Consequently, Father Serra is seriously out of favor in California. Yet he enjoys the limelight of a perch in the U.S. Capitol, the site of an insurrection where mobs of unpleasant people have since been convicted of crimes committed on Jan. 6, 2021.

California’s other statue in the capitol is a very chipper-looking President Ronald Reagan, who just keeps defying historians’ attempts to characterize him, hence his statue’s bubbly demeanor since his installation in 2009.

I prefer to think of Reagan as more representative of California’s vast B-movie contributions rather than of the presidency. (He was from Illinois anyway.)

Since Serra’s statue at California’s Capitol Park was unceremoniously pried off its pedestal in 2020, and a 5-ton statue of Christopher Columbus and Queen Isabella was removed from inside the Capitol the same year, other historically problematic statues have also gone to… um… wherever used, out-of-favor statues go.

If these statutes could talk, one could imagine them bemoaning their lost status with other disgraced statuary of Confederate generals, slave-owning Founding Fathers and assorted monuments of racist civic leaders that were sent packing by the whims of history.

The afterlife is “storage” for a defunct statue.

The search for Serra’s replacement has generated a bit of comment, but how would our state agree on one when California has, shall we say, vastly disparate interests?

Not that the U.S. Capitol Statuary Hall is all that picky about who stands in there. A 2022 Washington Post investigation found that artwork at the U.S. Capitol including statues, paintings and other works honored 114 enslavers and 13 Confederates.

I am sure they were greeted warmly by their fellow insurrectionists on Jan. 6.

I propose a California Statuary Hall. We could fill it with elections, like primaries. We spent $250 million on the 2021 gubernatorial recall, so why not just keep the fun rolling?

Of course, this would provide a lot of work for lobbyists who would promote Dead Historic Yet Acceptable Figures. We could be vastly entertained by the spectacle while characters like Elon Musk and Peter Thiel funded insane candidates.

We’re not going to be able to have a convention to decide this. It’s gotta be an open ballot, with the top two finishers going head-to-head in the general.

I called a buddy who worked for a nationally historic figure from California who is no longer with us. I asked him if anyone was engaged in any lobbying on behalf of suitable statuary figures with California ties.

“That’s not our mission,” he gamely observed.
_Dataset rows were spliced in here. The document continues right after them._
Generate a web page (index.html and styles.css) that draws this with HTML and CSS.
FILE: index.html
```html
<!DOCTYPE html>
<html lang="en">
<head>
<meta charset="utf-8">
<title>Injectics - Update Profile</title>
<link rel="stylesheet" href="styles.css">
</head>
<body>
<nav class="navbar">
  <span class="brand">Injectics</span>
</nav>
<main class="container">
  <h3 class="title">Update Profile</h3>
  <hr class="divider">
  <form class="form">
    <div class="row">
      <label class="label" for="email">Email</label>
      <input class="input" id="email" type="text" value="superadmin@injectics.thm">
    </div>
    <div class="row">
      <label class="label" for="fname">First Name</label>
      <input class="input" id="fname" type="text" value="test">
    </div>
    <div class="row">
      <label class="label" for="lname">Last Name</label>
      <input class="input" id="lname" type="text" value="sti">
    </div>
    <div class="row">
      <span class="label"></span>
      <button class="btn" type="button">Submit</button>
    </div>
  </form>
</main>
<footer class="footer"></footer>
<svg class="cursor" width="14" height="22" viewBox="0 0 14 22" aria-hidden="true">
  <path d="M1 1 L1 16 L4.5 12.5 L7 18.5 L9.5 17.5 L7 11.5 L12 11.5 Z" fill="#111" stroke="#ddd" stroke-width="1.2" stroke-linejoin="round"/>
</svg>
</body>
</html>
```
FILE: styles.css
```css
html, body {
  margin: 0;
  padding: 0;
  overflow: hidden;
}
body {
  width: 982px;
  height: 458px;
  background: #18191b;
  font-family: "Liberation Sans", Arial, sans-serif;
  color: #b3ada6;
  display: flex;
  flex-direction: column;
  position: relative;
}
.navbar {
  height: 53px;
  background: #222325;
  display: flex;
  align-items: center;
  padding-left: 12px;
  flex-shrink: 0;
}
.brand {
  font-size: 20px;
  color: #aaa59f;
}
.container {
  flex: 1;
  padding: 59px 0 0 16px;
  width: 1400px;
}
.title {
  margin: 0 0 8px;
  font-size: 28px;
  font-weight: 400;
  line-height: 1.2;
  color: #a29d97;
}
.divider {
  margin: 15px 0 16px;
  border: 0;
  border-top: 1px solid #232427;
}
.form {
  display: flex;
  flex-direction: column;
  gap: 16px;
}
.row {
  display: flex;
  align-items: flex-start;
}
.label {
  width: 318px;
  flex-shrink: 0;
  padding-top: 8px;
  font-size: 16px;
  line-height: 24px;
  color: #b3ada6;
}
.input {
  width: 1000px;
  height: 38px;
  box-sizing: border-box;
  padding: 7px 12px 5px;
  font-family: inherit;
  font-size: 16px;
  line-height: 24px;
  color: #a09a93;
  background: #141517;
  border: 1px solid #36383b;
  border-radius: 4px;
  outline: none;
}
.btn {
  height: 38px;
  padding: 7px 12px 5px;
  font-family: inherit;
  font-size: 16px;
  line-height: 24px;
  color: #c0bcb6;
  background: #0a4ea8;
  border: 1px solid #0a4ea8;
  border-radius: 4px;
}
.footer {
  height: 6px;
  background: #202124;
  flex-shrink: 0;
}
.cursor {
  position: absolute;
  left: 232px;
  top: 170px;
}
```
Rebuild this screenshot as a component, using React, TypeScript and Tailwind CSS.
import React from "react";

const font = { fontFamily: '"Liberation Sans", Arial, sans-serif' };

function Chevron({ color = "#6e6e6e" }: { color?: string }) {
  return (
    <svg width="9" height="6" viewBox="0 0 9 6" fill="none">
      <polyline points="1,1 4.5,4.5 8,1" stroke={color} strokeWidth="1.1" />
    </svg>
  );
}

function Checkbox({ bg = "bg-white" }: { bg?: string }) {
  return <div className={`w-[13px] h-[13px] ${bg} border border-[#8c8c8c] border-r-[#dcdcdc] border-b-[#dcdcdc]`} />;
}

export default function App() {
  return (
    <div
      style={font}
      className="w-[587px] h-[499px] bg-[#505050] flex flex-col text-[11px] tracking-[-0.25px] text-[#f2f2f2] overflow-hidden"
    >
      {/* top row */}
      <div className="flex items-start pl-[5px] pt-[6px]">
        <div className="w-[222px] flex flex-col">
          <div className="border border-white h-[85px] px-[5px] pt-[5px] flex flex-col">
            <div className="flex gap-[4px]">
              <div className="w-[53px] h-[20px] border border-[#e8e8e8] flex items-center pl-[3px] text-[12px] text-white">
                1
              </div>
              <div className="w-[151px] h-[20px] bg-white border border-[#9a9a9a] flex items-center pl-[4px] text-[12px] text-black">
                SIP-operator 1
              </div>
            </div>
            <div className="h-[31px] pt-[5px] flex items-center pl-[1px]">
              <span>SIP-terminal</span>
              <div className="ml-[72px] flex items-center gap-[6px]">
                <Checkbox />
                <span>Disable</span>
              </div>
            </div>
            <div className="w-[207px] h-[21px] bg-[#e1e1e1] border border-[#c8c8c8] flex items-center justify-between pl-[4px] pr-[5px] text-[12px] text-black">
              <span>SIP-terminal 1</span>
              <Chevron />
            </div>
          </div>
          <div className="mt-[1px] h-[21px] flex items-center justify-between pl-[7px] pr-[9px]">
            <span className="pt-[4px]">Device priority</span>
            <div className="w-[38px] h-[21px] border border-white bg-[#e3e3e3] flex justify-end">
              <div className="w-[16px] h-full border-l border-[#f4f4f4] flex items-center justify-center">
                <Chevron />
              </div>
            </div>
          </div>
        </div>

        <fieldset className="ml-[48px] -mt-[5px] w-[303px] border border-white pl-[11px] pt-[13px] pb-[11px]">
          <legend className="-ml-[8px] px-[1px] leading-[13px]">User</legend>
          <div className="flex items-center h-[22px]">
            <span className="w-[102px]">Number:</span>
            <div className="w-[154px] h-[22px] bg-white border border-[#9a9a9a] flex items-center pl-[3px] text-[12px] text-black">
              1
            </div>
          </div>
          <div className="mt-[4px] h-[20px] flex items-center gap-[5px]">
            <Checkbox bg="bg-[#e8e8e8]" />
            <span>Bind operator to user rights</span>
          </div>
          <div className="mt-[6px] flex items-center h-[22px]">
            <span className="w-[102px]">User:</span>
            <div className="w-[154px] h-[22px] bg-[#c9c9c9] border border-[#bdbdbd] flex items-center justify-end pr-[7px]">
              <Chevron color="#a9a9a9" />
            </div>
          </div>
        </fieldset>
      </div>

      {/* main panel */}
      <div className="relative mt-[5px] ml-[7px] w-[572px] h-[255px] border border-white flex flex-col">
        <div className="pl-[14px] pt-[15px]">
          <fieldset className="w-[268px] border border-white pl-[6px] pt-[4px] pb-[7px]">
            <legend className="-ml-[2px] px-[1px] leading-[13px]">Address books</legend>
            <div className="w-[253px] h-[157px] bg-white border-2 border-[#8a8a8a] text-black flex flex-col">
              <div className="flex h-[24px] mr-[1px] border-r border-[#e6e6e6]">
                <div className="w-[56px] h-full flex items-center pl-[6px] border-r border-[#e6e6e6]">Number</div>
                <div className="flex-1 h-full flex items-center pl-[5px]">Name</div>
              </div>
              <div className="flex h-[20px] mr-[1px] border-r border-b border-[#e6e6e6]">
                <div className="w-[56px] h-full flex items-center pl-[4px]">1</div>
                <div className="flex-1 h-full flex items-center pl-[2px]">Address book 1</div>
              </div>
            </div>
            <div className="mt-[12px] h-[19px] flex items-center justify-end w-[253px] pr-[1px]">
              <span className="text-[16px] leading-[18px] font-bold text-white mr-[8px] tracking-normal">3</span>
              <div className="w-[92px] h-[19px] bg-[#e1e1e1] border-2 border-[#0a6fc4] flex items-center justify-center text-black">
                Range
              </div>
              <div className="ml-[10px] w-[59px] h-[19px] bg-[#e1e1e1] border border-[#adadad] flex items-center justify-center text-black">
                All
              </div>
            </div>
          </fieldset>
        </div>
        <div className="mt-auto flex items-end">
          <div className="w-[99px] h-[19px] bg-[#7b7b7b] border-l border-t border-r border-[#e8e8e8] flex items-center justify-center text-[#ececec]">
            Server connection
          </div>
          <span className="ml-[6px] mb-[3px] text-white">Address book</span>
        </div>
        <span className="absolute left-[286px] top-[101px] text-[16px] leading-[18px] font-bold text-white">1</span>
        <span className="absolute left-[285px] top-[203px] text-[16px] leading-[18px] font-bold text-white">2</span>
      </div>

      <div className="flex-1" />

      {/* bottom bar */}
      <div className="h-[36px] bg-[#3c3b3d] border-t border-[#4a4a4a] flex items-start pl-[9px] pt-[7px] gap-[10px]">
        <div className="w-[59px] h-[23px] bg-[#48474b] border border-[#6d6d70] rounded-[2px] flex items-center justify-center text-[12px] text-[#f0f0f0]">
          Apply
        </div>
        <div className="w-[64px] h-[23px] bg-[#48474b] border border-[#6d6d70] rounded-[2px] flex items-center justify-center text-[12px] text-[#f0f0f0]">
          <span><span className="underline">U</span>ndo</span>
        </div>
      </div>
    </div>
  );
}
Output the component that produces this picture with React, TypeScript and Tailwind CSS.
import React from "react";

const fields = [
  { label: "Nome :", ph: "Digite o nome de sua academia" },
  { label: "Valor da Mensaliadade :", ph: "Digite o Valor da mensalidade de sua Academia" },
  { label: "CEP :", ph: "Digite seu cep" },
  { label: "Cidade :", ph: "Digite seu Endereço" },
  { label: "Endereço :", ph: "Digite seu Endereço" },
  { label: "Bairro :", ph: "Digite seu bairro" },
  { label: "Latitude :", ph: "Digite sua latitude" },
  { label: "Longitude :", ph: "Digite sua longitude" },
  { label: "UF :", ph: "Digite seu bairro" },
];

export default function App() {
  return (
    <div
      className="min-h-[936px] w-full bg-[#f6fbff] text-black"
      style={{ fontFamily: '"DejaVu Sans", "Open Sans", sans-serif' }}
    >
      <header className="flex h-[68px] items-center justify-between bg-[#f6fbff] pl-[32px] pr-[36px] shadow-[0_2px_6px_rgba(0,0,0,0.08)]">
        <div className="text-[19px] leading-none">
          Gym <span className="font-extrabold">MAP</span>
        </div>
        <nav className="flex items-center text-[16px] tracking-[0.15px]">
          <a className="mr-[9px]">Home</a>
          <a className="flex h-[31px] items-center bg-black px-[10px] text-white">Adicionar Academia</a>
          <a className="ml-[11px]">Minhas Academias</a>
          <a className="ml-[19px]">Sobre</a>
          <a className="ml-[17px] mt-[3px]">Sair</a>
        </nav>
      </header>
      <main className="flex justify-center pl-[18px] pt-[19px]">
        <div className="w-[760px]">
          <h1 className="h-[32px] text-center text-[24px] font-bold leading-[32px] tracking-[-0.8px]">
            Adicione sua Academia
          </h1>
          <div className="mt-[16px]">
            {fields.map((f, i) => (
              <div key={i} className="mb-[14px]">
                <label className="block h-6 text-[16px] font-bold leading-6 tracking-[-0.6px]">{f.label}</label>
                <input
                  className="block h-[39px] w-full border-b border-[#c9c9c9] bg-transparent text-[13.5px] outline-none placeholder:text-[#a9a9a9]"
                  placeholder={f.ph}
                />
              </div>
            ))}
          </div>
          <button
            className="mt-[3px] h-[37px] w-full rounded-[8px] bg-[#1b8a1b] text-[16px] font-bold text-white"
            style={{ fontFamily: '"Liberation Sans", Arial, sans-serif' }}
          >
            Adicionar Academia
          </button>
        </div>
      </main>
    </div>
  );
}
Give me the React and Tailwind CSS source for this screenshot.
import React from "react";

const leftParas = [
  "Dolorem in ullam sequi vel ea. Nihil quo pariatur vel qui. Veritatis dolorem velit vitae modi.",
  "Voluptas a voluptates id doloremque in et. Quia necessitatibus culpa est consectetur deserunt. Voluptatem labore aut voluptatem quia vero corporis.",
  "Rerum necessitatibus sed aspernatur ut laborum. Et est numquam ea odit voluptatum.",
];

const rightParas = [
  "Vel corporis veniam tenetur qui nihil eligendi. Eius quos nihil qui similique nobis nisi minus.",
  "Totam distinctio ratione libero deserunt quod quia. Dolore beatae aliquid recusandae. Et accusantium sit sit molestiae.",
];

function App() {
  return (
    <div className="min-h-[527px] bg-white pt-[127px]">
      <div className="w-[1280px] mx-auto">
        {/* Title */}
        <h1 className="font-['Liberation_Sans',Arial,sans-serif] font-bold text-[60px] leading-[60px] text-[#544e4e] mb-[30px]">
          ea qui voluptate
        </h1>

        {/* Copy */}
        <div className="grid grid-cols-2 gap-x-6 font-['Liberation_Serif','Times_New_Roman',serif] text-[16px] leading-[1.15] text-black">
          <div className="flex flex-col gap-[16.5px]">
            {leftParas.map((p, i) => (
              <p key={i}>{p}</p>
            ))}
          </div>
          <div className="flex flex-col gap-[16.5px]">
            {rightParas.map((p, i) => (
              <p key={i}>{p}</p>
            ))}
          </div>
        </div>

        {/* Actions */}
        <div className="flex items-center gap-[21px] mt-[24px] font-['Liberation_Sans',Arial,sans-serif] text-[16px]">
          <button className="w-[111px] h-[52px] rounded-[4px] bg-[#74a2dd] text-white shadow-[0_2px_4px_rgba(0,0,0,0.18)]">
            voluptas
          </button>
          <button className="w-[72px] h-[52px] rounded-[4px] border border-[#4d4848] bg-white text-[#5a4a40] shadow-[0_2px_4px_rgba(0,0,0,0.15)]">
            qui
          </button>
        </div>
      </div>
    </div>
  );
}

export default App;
No, we have to throw this out to the people. Let Jackie Robinson slug it out with Sally Ride in the biggest March Madness bracket ever. Maya Angelou can easily take out Vin Scully, right? Joan Didion vs. David Crosby?

See? This is hard, and I haven’t even mentioned politicians yet. The Bee has a reader’s survey where you can participate in a poll on who should represent California in the U.S. Capitol, and we welcome your suggestions.

Richard Nixon vs. Pat Brown? Oh, duh. Brown won in 1962. Game over. Hmm. Earl Warren vs. Kevin McCarthy? Kevin McCarthy is physically alive, but his soul is dead.

Anyway, the legislature should make this happen. I’m sure they can agree, right?